Ripple current: Exceeding the ripple current rating causes internal heating and premature failure. Calculate actual RMS ripple current and verify it’s within spec.

Reverse voltage: Polarized caps (electrolytic, tantalum) fail catastrophically if reversed. Add reverse protection diodes in applications with potential reverse voltage.

High temperature: Electrolytics age faster at elevated temperatures. If your board runs hot, specify higher-temperature-rated caps or improve thermal management.

Wrong capacitor type: Using Y5V ceramic in precision applications, or high-ESR caps in switching regulators.
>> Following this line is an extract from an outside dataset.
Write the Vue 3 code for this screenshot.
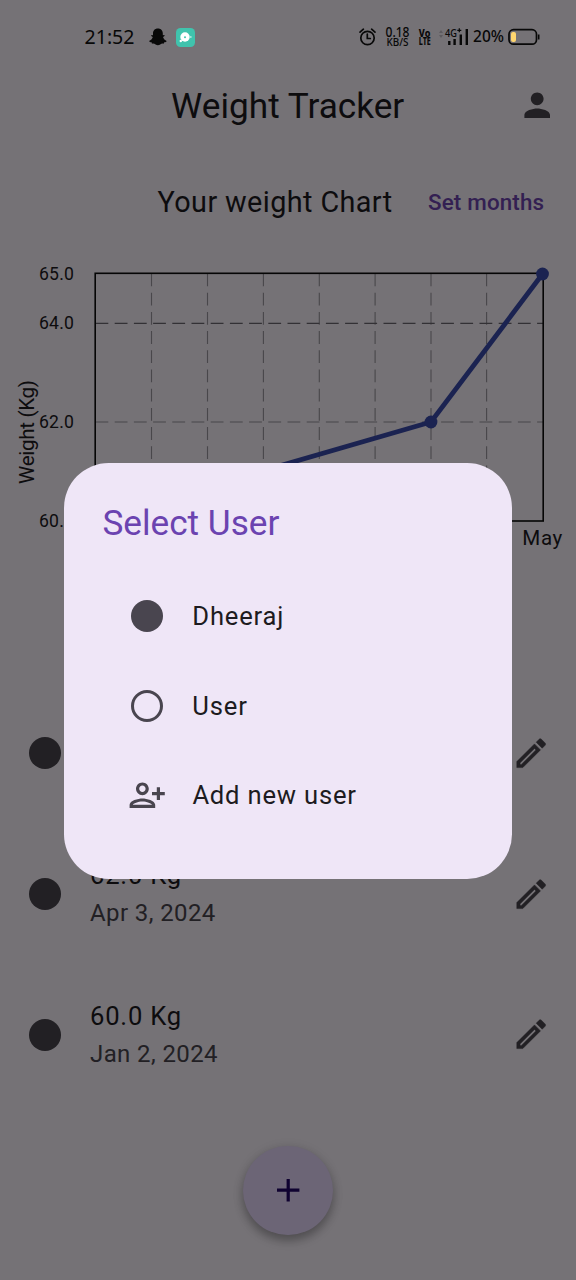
<script setup>
const entries = [
  { weight: '65.0 Kg', date: 'May 2, 2024' },
  { weight: '62.0 Kg', date: 'Apr 3, 2024' },
  { weight: '60.0 Kg', date: 'Jan 2, 2024' },
]
const columns = [151.5, 207.5, 263.4, 319.3, 375.1, 431, 486.6]
const pencil =
  'M14.06 9.02l.92.92L5.92 19H5v-.92l9.06-9.06M17.66 3c-.25 0-.51.1-.7.29l-1.83 1.83 3.75 3.75 1.83-1.83c.39-.39.39-1.02 0-1.41l-2.34-2.34c-.2-.2-.45-.29-.71-.29zm-3.6 3.19L3 17.25V21h3.75L17.81 9.94l-3.75-3.75z'
const person =
  'M12 12c2.21 0 4-1.79 4-4s-1.79-4-4-4-4 1.79-4 4 1.79 4 4 4zm0 2c-2.67 0-8 1.34-8 4v2h16v-2c0-2.66-5.33-4-8-4z'
const personAdd =
  'M13 8c0-2.21-1.79-4-4-4S5 5.79 5 8s1.79 4 4 4 4-1.79 4-4zm-2 0c0 1.1-.9 2-2 2s-2-.9-2-2 .9-2 2-2 2 .9 2 2zM1 18v2h16v-2c0-2.66-5.33-4-8-4s-8 1.34-8 4zm2 0c.2-.71 3.3-2 6-2 2.69 0 5.77 1.28 6 2H3zm17-3v-3h3v-2h-3V7h-2v3h-3v2h3v3h2z'
</script>

<template>
  <div class="screen">
    <svg class="status" viewBox="0 0 576 66">
      <text class="clock" x="84.5" y="44.2" textLength="50" lengthAdjust="spacingAndGlyphs">21:52</text>
      <!-- ghost notification -->
      <path d="M157.900 28.600c-3.200 0-4.900 2.200-4.900 4.900v1.700l-1.500-.3c-.8.700 0 1.500 1.300 2-.6 2-1.900 3.300-3.700 4 .2 1 1.300 1.200 2.500 1.400l.4 1.400c1.500-.2 2.500-.1 3.600.8 1.500 1 3.100 1 4.600 0 1.100-.9 2.100-1 3.600-.8l.4-1.400c1.200-.2 2.300-.4 2.500-1.400-1.800-.7-3.100-2-3.700-4 1.300-.5 2.100-1.300 1.300-2l-1.500.3v-1.700c0-2.700-1.700-4.900-4.900-4.900z" />
      <!-- teal app notification -->
      <rect x="176" y="28" width="19" height="19" rx="4.500" fill="#40c3ad" />
      <circle cx="185" cy="37" r="4.700" fill="#fff" />
      <circle cx="180.800" cy="41" r="1.200" fill="#fff" />
      <circle cx="190.700" cy="37" r="1.100" fill="#a9e6dc" />
      <circle cx="185" cy="37.200" r="1" fill="#40c3ad" />
      <!-- alarm -->
      <g fill="none" stroke="#080808" stroke-width="1.700" stroke-linecap="round">
        <circle cx="367.500" cy="38" r="6.700" />
        <path d="M367.300 34.200v4.300h3M360 32.200l3.400-3M375 32.200l-3.400-3" />
      </g>
      <text class="st" x="385.500" y="37" font-size="13.500" textLength="24" lengthAdjust="spacingAndGlyphs">0.18</text>
      <text class="st" x="386.500" y="46.300" font-size="10.300" textLength="22" lengthAdjust="spacingAndGlyphs">KB/S</text>
      <text class="st bold" x="418.800" y="36.500" font-size="10.500" textLength="11.500" lengthAdjust="spacingAndGlyphs">Vo</text>
      <text class="st bold" x="418.800" y="45.300" font-size="10.500" textLength="12" lengthAdjust="spacingAndGlyphs">LTE</text>
      <path d="M439 33l2-3 2 3zM439 35l2 3 2-3z" fill="#5d5b5f" />
      <text class="st" x="445" y="37" font-size="11.500" textLength="12" lengthAdjust="spacingAndGlyphs">4G</text>
      <path d="M459.300 28.300v4M457.300 30.300h4" stroke="#080808" stroke-width="1.200" />
      <path d="M449.300 41v4M454.600 39v6M460.800 34.500V45M466.800 29v16" stroke="#080808" stroke-width="2.400" />
      <text class="st" x="473" y="42.400" font-size="15.600" textLength="31" lengthAdjust="spacingAndGlyphs">20%</text>
      <rect x="509" y="29.700" width="27.500" height="14.500" rx="4.500" fill="none" stroke="#080808" stroke-width="1.700" />
      <rect x="511" y="32" width="5" height="10" rx="2" fill="#ffd66f" />
      <path d="M538.700 34.500v5" stroke="#080808" stroke-width="1.600" />
    </svg>

    <header class="bar">
      <h1>Weight Tracker</h1>
      <svg class="icon" viewBox="0 0 24 24"><path :d="person" /></svg>
    </header>

    <section class="heading">
      <h2>Your weight Chart</h2>
      <span class="months">Set months</span>
    </section>

    <svg class="chart" viewBox="0 250 576 320">
      <g stroke="#49474b" stroke-width="1.100" stroke-dasharray="12.8 6.4">
        <path v-for="x in columns" :key="x" :d="`M${x} 273.500V521`" />
        <path d="M95.500 422H543" />
        <path d="M95.500 323.400H543" stroke="#333135" />
      </g>
      <rect x="95.200" y="273.300" width="448" height="247.700" fill="none" stroke="#050505" stroke-width="1.600" />
      <path d="M95 519.500L431 422L542.500 274" fill="none" stroke="#1b2351" stroke-width="4.800" />
      <g fill="#1b2351">
        <circle cx="95" cy="519.500" r="6.400" />
        <circle cx="431" cy="422" r="6.400" />
        <circle cx="542.500" cy="274" r="6.400" />
      </g>
      <g class="tick">
        <text x="39" y="280" textLength="35">65.0</text>
        <text x="39" y="329.300" textLength="35">64.0</text>
        <text x="39" y="428" textLength="35">62.0</text>
        <text x="39" y="526.500" textLength="35">60.0</text>
      </g>
      <text class="axis" x="522.300" y="544.600" textLength="40">May</text>
      <text class="axis" transform="translate(34 484) rotate(-90)" textLength="104">Weight (Kg)</text>
    </svg>

    <main class="list">
      <article v-for="e in entries" :key="e.date" class="entry">
        <i class="dot"></i>
        <div class="info">
          <div class="weight">{{ e.weight }}</div>
          <div class="date">{{ e.date }}</div>
        </div>
        <svg class="icon pencil" viewBox="0 0 24 24"><path :d="pencil" /></svg>
      </article>
    </main>

    <div class="fab">
      <svg class="icon plus" viewBox="0 0 24 24"><path d="M19 13h-6v6h-2v-6H5v-2h6V5h2v6h6v2z" /></svg>
    </div>

    <div class="dialog">
      <h3>Select User</h3>
      <div class="option"><i class="dot"></i><span>Dheeraj</span></div>
      <div class="option"><i class="dot ring"></i><span>User</span></div>
      <div class="option">
        <svg class="icon" viewBox="0 0 24 24"><path :d="personAdd" /></svg><span>Add new user</span>
      </div>
    </div>
  </div>
</template>

<style>
body {
  background: #757276;
}
</style>

<style scoped>
.screen {
  position: relative;
  width: 576px;
  height: 1280px;
  overflow: hidden;
  background: #757276;
  color: #0d0c0e;
  font-family: Roboto, sans-serif;
}
h1, h2, h3 {
  margin: 0;
  font-weight: 400;
}
.status {
  display: block;
  width: 576px;
  height: 66px;
  fill: #080808;
}
.clock {
  font: 400 20px "Noto Sans", sans-serif;
}
.st {
  font-family: "Noto Sans", sans-serif;
  font-weight: 500;
}
.bold {
  font-weight: 800;
}
.icon {
  display: block;
  width: 38.4px;
  height: 38.4px;
  flex: none;
  fill: #222024;
}
.pencil {
  stroke: #222024;
  stroke-width: 0.3;
}
.bar {
  display: grid;
  grid-template-columns: 57px 1fr 57.600px;
  align-items: center;
  height: 79px;
}
.bar h1 {
  grid-column: 2;
  text-align: center;
  font-size: 35.2px;
  line-height: 44px;
}
.heading {
  display: flex;
  align-items: center;
  height: 113px;
  padding-left: 157.500px;
}
.heading h2 {
  width: 270.500px;
  font-size: 28.8px;
  letter-spacing: 0.400px;
  white-space: nowrap;
}
.months {
  color: #332052;
  font-size: 22.4px;
  font-weight: 500;
  letter-spacing: 0.16px;
  white-space: nowrap;
}
.chart {
  display: block;
  width: 576px;
  height: 320px;
  margin-top: -8px;
}
.tick {
  font-size: 17.6px;
}
.axis {
  font-size: 20.6px;
}
.chart text {
  fill: #0d0c0e;
}
.list {
  padding-top: 112.600px;
}
.entry {
  display: flex;
  align-items: center;
  height: 140.800px;
  padding: 0 25.600px 0 28.800px;
}
.dot {
  box-sizing: border-box;
  flex: none;
  width: 32px;
  height: 32px;
  border-radius: 50%;
  background: #222024;
}
.info {
  flex: 1;
  margin-left: 29.200px;
}
.weight {
  font-size: 25.6px;
  line-height: 38px;
  letter-spacing: 0.8px;
}
.date {
  color: #222024;
  font-size: 24px;
  line-height: 38px;
  letter-spacing: 0.4px;
}
.fab {
  position: absolute;
  left: 243.200px;
  top: 1145.800px;
  display: grid;
  place-items: center;
  width: 89.600px;
  height: 89.600px;
  border-radius: 50%;
  background: #6c6576;
  box-shadow: 0 6px 10px rgba(0, 0, 0, 0.25), 0 2px 12px rgba(0, 0, 0, 0.12);
}
.plus {
  fill: #0f0230;
}
.dialog {
  position: absolute;
  left: 64px;
  top: 462.800px;
  box-sizing: border-box;
  width: 448px;
  height: 416px;
  padding: 38.400px;
  border-radius: 44.800px;
  background: #efe6f7;
  color: #1d1b20;
}
.dialog h3 {
  margin-bottom: 25px;
  color: #6b43b0;
  font-size: 35.2px;
  line-height: 45px;
}
.option {
  display: flex;
  align-items: center;
  height: 89.600px;
  padding-left: 25.600px;
  font-size: 25.6px;
  letter-spacing: 0.8px;
}
.option .icon {
  fill: #49454f;
}
.option .dot {
  margin: 3.200px;
  background: #49454f;
}
.option .ring {
  border: 3.200px solid #49454f;
  background: none;
}
.option span {
  margin-left: 26px;
}
</style>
Always match the capacitor type to the application requirements.

Prevention checklist:

• Apply proper voltage derating (2× for general use, 2.5-3× for high reliability)
• Calculate and verify ripple current ratings
• Check DC bias curves for ceramics
• Ensure proper polarity for polarized types
• Consider temperature extremes in your operating environment
• Use quality components from reputable manufacturers

Conclusion

The 10uf capacitor might seem like a simple component, but choosing the right one requires understanding the interplay between capacitor technology, circuit requirements, and real-world operating conditions. Whether you’re filtering a power supply, decoupling a microcontroller, or coupling an audio signal, the principles remain the same: understand your requirements, choose the appropriate technology, and validate your selection against actual operating conditions.

After thousands of designs, I still consult datasheets and run calculations for critical applications. This isn’t a component to specify blindly – but armed with the knowledge in this guide, you’re equipped to make informed decisions that’ll keep your designs running reliably in the field.

Remember: when in doubt, test your assumptions. Build a prototype, measure the actual performance, and iterate. That’s how you develop the intuition that makes capacitor selection second nature.